What to do: Pull out every line of the listing below where "components" appears.

Material:
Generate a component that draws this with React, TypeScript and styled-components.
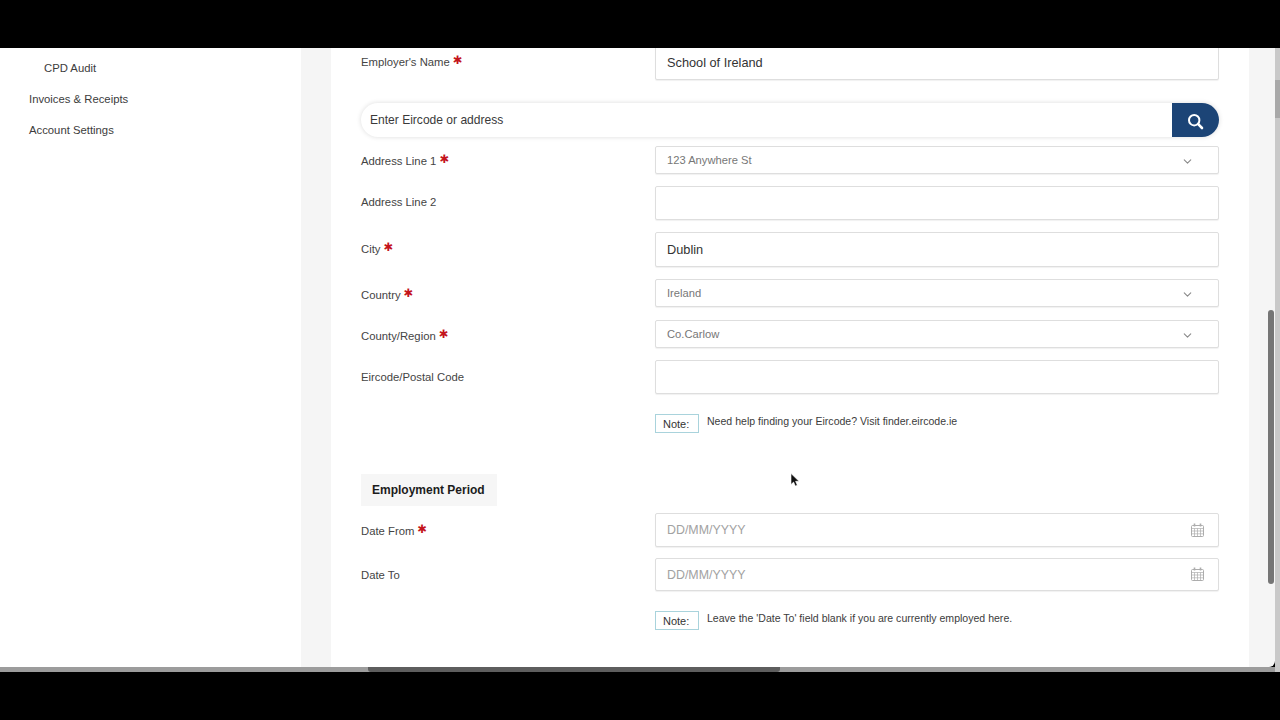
import React from 'react';
import styled, {createGlobalStyle} from 'styled-components';
import {ChevronDown} from 'lucide-react';

const GlobalStyle = createGlobalStyle`
  html, body {
    margin: 0;
    height: 100%;
    background: #000;
    overflow: hidden;
  }
  body {
    font-family: "Liberation Sans", Arial, sans-serif;
  }
`;

const Screen = styled.div`
  width: 1280px;
  height: 720px;
  padding-top: 48px;
  box-sizing: border-box;
  background: #000;
`;

const Desktop = styled.div`
  display: flex;
  height: 624px;
`;

const Browser = styled.div`
  width: 1275px;
  display: flex;
  flex-direction: column;
`;

const Page = styled.div`
  height: 619px;
  display: flex;
  background: #f5f5f5;
  overflow: hidden;
  border-bottom-right-radius: 6px;
`;

const Sidebar = styled.nav`
  width: 301px;
  background: #fff;
  padding: 13px 0 0 29px;
  box-sizing: border-box;
  display: flex;
  flex-direction: column;
  gap: 16px;
`;

const NavItem = styled.a<{$sub?: boolean}>`
  font-size: 11.3px;
  line-height: 15px;
  color: #3c3c3c;
  margin-left: ${p => (p.$sub ? '15px' : '0')};
`;

const Main = styled.main`
  margin-left: 30px;
  width: 918px;
  background: #fff;
  padding: 0 30px;
  box-sizing: border-box;
  overflow: hidden;
`;

const Rail = styled.div`
  flex: 1;
  padding: 262px 0 0 19px;
`;

const Thumb = styled.div`
  width: 6px;
  height: 274px;
  border-radius: 3px;
  background: #767676;
`;

const BottomEdge = styled.div`
  height: 5px;
  background: #9c9c9c;
  display: flex;
`;

const BottomTab = styled.div`
  margin-left: 368px;
  width: 412px;
  background: #5e5e5e;
  border-radius: 0 0 3px 3px;
`;

const RightEdge = styled.div`
  width: 5px;
  height: 624px;
  padding-top: 32px;
  box-sizing: border-box;
  background: #c9c9c9;
`;

const RightTab = styled.div`
  height: 38px;
  background: #a9a9a9;
`;

const Row = styled.div<{$top: number}>`
  display: grid;
  grid-template-columns: 294px 564px;
  align-items: center;
  margin-top: ${p => p.$top}px;
`;

const Label = styled.label<{$shift?: number}>`
  font-size: 11.3px;
  line-height: 15px;
  color: #444;
  display: flex;
  align-items: flex-start;
  gap: 3px;
  margin-top: ${p => p.$shift ?? 0}px;
`;

const Star = styled.span`
  font-family: "DejaVu Sans", sans-serif;
  font-size: 11.5px;
  line-height: 11px;
  color: #c4141c;
`;

const Field = styled.div<{$h: number}>`
  height: ${p => p.$h}px;
  box-sizing: border-box;
  border: 1px solid #dedede;
  border-radius: 2px;
  box-shadow: 0 1px 1px rgba(0, 0, 0, 0.06);
  padding: 0 11px;
  display: flex;
  align-items: center;
  justify-content: space-between;
  font-size: 12.75px;
  color: #333;
  background: #fff;
`;

const SelectText = styled.span`
  font-size: 11.2px;
  color: #777;
`;

const Placeholder = styled.span`
  font-size: 12.4px;
  color: #a2a2a2;
`;

const Chevron = styled(ChevronDown)`
  width: 13px;
  height: 13px;
  margin: 3px 13px 0 0;
  color: #8a8a8a;
`;

const CalendarSvg = styled.svg`
  width: 13px;
  height: 14px;
  margin: 0 3px 1px 0;
  color: #adadad;
`;

const SearchBar = styled.div`
  margin-top: 23px;
  height: 34px;
  width: 858px;
  display: flex;
  border-radius: 17px;
  box-shadow: 0 0 5px rgba(0, 0, 0, 0.14);
`;

const SearchText = styled.div`
  flex: 1;
  padding-left: 9px;
  display: flex;
  align-items: center;
  font-size: 12.05px;
  color: #3a3a3a;
`;

const SearchButton = styled.button`
  width: 47px;
  border: 0;
  padding: 2px 0 0 0;
  background: #1c4476;
  border-radius: 0 17px 17px 0;
  display: flex;
  align-items: center;
  justify-content: center;
`;

const NoteRow = styled.div<{$top: number}>`
  margin: ${p => p.$top}px 0 0 294px;
  display: flex;
  gap: 8px;
  align-items: flex-start;
`;

const NoteTag = styled.div`
  width: 44px;
  height: 19px;
  box-sizing: border-box;
  border: 1px solid #a9d3dc;
  padding-left: 7px;
  display: flex;
  align-items: center;
  font-size: 11px;
  color: #333;
`;

const NoteText = styled.p`
  margin: 0;
  font-size: 10.55px;
  line-height: 14px;
  color: #3c3c3c;
`;

const SectionChip = styled.div`
  margin-top: 41px;
  width: 136px;
  height: 32px;
  box-sizing: border-box;
  padding-left: 11px;
  display: flex;
  align-items: center;
  background: #f6f6f6;
  font-size: 12px;
  font-weight: 700;
  color: #1c1c1c;
`;

const CursorSvg = styled.svg`
  position: absolute;
  left: 790px;
  top: 473px;
  width: 10px;
  height: 15px;
`;

const Calendar = () => (
  <CalendarSvg viewBox="0 0 13 14" fill="none" stroke="currentColor" strokeWidth="1">
    <rect x="0.5" y="2.5" width="12" height="11" rx="1" />
    <path d="M0.5 5.5h12M0.5 8h12M0.5 10.8h12M3.5 5.5v8M6.5 5.5v8M9.5 5.5v8" strokeWidth="0.7" />
    <path d="M3.5 0.5v3M9.5 0.5v3" strokeWidth="1.6" />
  </CalendarSvg>
);

const Required = () => <Star>✱</Star>;

export default function App() {
  return (
    <>
      <GlobalStyle />
      <Screen>
        <Desktop>
          <Browser>
            <Page>
              <Sidebar>
                <NavItem $sub>CPD Audit</NavItem>
                <NavItem>Invoices &amp; Receipts</NavItem>
                <NavItem>Account Settings</NavItem>
              </Sidebar>
              <Main>
                <Row $top={-4}>
                  <Label>Employer's Name <Required /></Label>
                  <Field $h={36}>School of Ireland</Field>
                </Row>
                <SearchBar>
                  <SearchText>Enter Eircode or address</SearchText>
                  <SearchButton aria-label="Search">
                    <svg width="17" height="17" viewBox="0 0 17 17" fill="none" stroke="#fff">
                      <circle cx="7.2" cy="7.2" r="5.2" strokeWidth="2" />
                      <path d="M11.2 11.2 15 15" strokeWidth="2.6" strokeLinecap="round" />
                    </svg>
                  </SearchButton>
                </SearchBar>
                <Row $top={9}>
                  <Label $shift={3}>Address Line 1 <Required /></Label>
                  <Field $h={28}>
                    <SelectText>123 Anywhere St</SelectText>
                    <Chevron />
                  </Field>
                </Row>
                <Row $top={12}>
                  <Label $shift={-2}>Address Line 2</Label>
                  <Field $h={34} />
                </Row>
                <Row $top={12}>
                  <Label $shift={-1}>City <Required /></Label>
                  <Field $h={35}>Dublin</Field>
                </Row>
                <Row $top={12}>
                  <Label $shift={4}>Country <Required /></Label>
                  <Field $h={28}>
                    <SelectText>Ireland</SelectText>
                    <Chevron />
                  </Field>
                </Row>
                <Row $top={13}>
                  <Label $shift={4}>County/Region <Required /></Label>
                  <Field $h={28}>
                    <SelectText>Co.Carlow</SelectText>
                    <Chevron />
                  </Field>
                </Row>
                <Row $top={12}>
                  <Label>Eircode/Postal Code</Label>
                  <Field $h={34} />
                </Row>
                <NoteRow $top={20}>
                  <NoteTag>Note:</NoteTag>
                  <NoteText>Need help finding your Eircode? Visit finder.eircode.ie</NoteText>
                </NoteRow>
                <SectionChip>Employment Period</SectionChip>
                <Row $top={7}>
                  <Label $shift={2}>Date From <Required /></Label>
                  <Field $h={34}>
                    <Placeholder>DD/MM/YYYY</Placeholder>
                    <Calendar />
                  </Field>
                </Row>
                <Row $top={11}>
                  <Label $shift={2}>Date To</Label>
                  <Field $h={33}>
                    <Placeholder>DD/MM/YYYY</Placeholder>
                    <Calendar />
                  </Field>
                </Row>
                <NoteRow $top={20}>
                  <NoteTag>Note:</NoteTag>
                  <NoteText>Leave the 'Date To' field blank if you are currently employed here.</NoteText>
                </NoteRow>
              </Main>
              <Rail>
                <Thumb />
              </Rail>
            </Page>
            <BottomEdge>
              <BottomTab />
            </BottomEdge>
          </Browser>
          <RightEdge>
            <RightTab />
          </RightEdge>
        </Desktop>
        <CursorSvg viewBox="0 0 10 15">
          <path d="M1 0.5v11l2.6-2.4 1.7 4 2-0.9-1.7-3.9h3.4z" fill="#111" stroke="#fff" strokeWidth="0.6" />
        </CursorSvg>
      </Screen>
    </>
  );
}
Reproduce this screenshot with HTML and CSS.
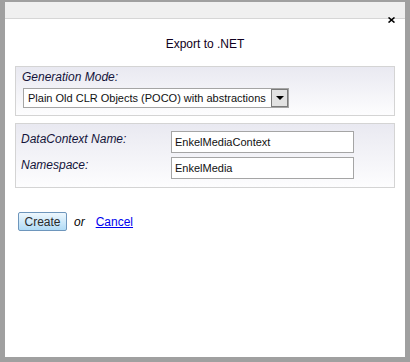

Task answer:
Generate a component that draws this with React, TypeScript and styled-components.
import styled, {createGlobalStyle} from 'styled-components';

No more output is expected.